Task goal - Read the records below. Copy each line where the string "index" occurs.

Supplied records -
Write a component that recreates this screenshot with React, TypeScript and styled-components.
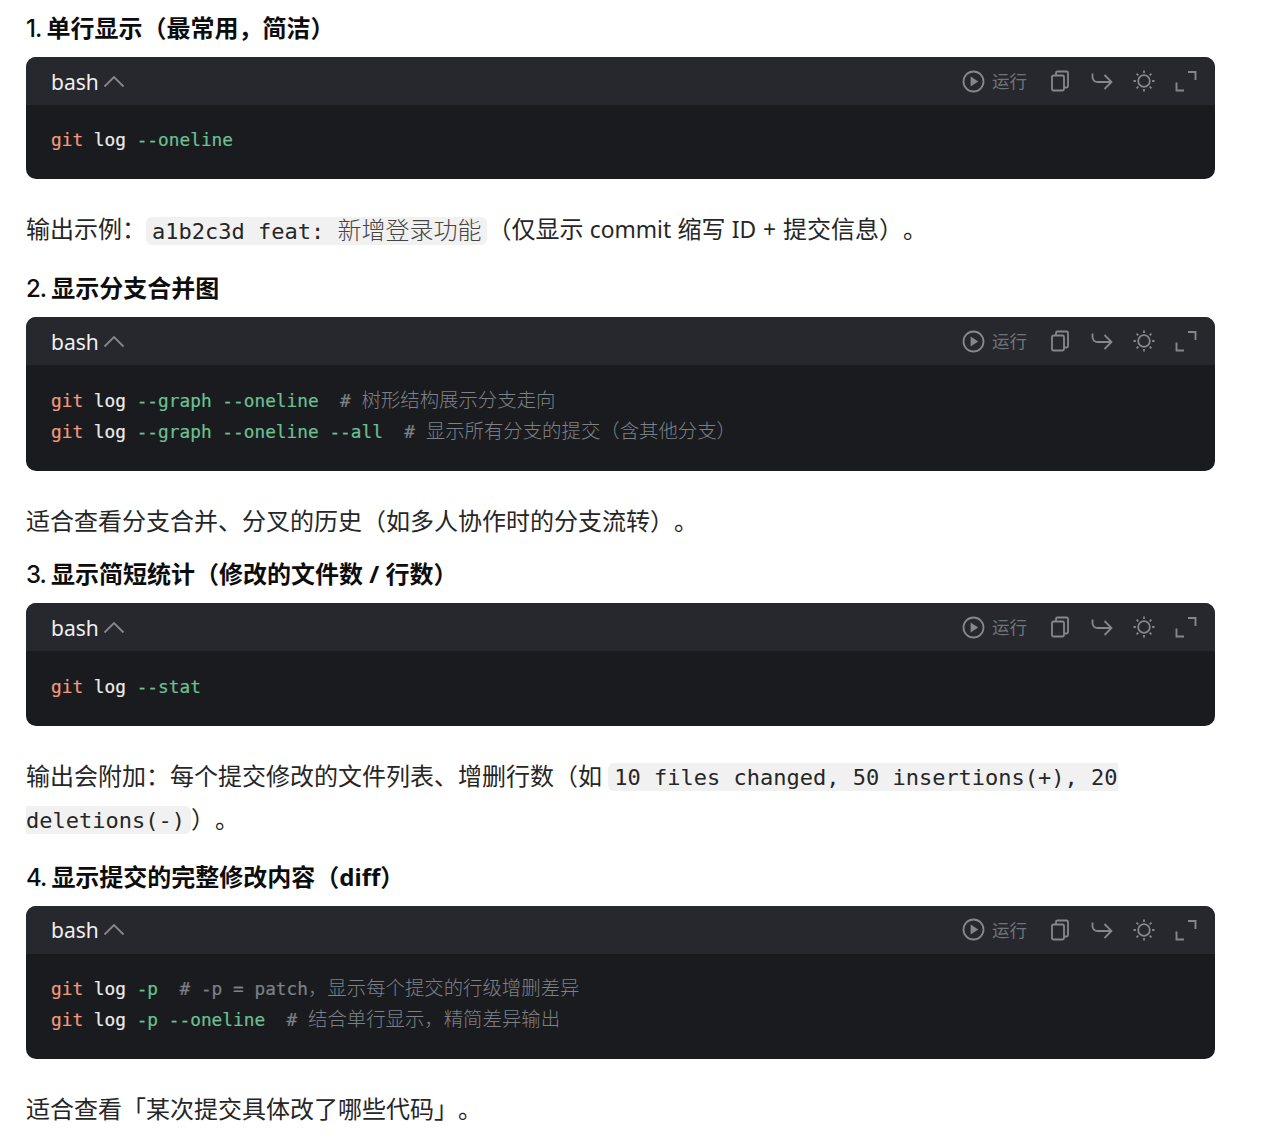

* * *

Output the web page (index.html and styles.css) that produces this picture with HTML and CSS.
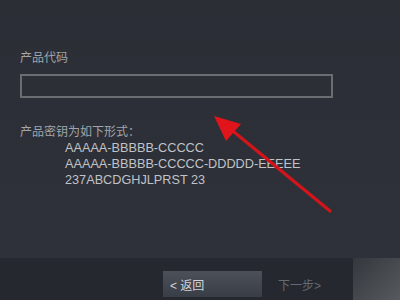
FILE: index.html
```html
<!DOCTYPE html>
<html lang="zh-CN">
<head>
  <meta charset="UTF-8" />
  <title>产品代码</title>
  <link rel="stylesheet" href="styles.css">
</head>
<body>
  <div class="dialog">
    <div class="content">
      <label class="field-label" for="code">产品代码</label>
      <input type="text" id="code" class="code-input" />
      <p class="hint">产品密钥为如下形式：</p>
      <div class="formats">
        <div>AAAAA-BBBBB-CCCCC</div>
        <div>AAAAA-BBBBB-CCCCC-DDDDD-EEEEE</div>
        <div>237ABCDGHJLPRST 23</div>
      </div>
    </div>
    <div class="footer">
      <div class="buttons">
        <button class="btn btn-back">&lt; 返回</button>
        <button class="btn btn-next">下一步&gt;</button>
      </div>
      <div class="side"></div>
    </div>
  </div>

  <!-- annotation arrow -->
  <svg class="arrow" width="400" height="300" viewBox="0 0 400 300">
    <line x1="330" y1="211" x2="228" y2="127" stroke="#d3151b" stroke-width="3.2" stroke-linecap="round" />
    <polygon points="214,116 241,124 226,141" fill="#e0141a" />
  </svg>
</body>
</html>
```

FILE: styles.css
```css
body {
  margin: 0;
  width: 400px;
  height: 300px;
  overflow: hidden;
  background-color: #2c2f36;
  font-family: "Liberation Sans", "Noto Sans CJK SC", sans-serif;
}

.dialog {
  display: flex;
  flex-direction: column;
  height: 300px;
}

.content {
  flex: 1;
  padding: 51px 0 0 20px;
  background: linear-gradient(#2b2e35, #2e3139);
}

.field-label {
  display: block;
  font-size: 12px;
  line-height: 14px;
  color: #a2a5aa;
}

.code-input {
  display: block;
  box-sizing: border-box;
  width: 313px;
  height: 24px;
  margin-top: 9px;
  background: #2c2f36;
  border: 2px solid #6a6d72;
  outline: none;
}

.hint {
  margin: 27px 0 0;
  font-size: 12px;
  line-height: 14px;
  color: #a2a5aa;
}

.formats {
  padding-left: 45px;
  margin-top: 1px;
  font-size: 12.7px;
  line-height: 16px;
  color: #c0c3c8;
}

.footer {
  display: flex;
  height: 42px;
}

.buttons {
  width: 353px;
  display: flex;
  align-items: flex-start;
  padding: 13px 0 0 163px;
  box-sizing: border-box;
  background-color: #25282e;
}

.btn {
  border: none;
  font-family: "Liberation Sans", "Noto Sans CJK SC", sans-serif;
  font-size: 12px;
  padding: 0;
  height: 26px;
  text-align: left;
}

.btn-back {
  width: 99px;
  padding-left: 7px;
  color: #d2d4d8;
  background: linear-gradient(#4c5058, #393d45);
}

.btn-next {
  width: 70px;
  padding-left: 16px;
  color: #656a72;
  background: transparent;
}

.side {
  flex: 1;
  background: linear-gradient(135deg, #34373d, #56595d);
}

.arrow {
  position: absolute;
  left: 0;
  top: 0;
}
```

==

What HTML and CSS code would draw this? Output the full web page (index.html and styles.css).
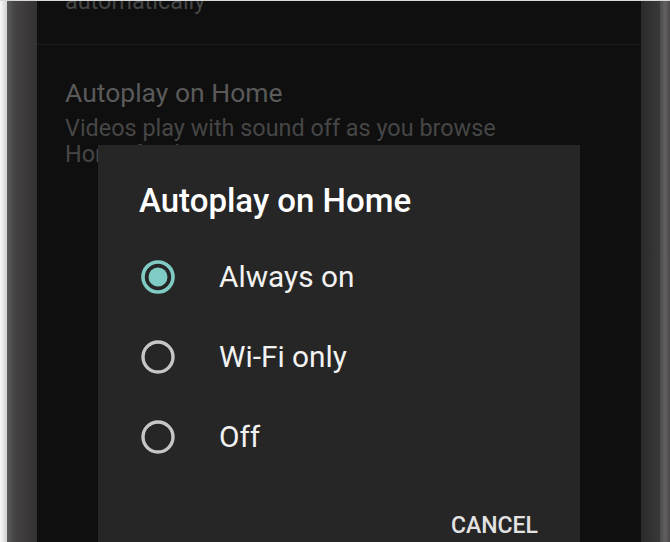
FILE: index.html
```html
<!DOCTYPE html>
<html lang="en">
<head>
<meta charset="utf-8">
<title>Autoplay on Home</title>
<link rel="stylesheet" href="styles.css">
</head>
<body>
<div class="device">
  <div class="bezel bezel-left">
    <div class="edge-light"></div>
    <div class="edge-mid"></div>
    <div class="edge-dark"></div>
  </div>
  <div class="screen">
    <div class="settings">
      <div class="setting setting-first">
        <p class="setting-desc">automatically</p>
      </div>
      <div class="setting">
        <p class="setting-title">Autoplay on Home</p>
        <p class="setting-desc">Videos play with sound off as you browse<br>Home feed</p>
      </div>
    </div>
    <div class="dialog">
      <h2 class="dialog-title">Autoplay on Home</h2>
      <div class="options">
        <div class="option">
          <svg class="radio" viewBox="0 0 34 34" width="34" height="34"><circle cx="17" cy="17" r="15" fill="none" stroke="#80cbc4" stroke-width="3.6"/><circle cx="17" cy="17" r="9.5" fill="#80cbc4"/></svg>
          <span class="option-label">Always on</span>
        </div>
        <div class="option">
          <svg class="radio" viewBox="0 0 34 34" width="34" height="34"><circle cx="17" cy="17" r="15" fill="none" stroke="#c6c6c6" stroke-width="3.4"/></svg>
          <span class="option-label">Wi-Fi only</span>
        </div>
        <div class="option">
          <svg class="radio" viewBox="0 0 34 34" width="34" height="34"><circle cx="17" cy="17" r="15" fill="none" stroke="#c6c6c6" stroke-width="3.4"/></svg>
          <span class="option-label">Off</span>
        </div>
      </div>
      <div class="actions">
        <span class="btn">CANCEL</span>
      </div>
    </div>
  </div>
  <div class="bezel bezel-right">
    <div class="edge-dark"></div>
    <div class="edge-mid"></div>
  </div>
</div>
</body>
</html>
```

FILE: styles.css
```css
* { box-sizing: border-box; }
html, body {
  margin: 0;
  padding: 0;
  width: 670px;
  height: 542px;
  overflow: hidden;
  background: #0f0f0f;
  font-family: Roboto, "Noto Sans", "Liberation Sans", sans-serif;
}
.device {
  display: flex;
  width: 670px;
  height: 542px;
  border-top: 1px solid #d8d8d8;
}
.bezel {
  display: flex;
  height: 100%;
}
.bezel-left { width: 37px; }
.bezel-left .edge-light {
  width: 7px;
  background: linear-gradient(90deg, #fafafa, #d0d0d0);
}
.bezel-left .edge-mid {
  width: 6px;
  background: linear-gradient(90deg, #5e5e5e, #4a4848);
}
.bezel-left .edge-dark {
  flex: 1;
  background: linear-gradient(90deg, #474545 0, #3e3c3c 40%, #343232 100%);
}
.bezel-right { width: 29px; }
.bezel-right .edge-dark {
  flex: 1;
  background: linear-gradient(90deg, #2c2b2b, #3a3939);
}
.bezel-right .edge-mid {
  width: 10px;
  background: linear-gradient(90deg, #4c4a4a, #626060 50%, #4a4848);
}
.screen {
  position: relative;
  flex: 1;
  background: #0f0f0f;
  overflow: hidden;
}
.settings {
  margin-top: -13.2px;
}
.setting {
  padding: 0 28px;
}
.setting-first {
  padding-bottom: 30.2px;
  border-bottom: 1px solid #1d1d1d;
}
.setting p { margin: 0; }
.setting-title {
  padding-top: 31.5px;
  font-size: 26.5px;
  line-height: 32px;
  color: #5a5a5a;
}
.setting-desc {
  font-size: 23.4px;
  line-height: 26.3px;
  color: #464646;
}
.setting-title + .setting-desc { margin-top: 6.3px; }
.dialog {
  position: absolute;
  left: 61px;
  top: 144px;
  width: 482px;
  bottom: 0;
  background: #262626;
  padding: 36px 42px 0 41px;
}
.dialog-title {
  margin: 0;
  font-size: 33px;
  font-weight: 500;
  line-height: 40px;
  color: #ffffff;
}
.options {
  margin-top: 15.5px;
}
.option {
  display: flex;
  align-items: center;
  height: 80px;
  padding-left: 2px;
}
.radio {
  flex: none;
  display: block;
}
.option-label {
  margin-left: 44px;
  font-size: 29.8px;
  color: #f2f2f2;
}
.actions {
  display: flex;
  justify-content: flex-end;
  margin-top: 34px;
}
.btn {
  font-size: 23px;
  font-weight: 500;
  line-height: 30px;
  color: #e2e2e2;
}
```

Result -
Output the web page (index.html and styles.css) that produces this picture with HTML and CSS.
FILE: index.html
What HTML and CSS code would draw this? Output the full web page (index.html and styles.css).
FILE: index.html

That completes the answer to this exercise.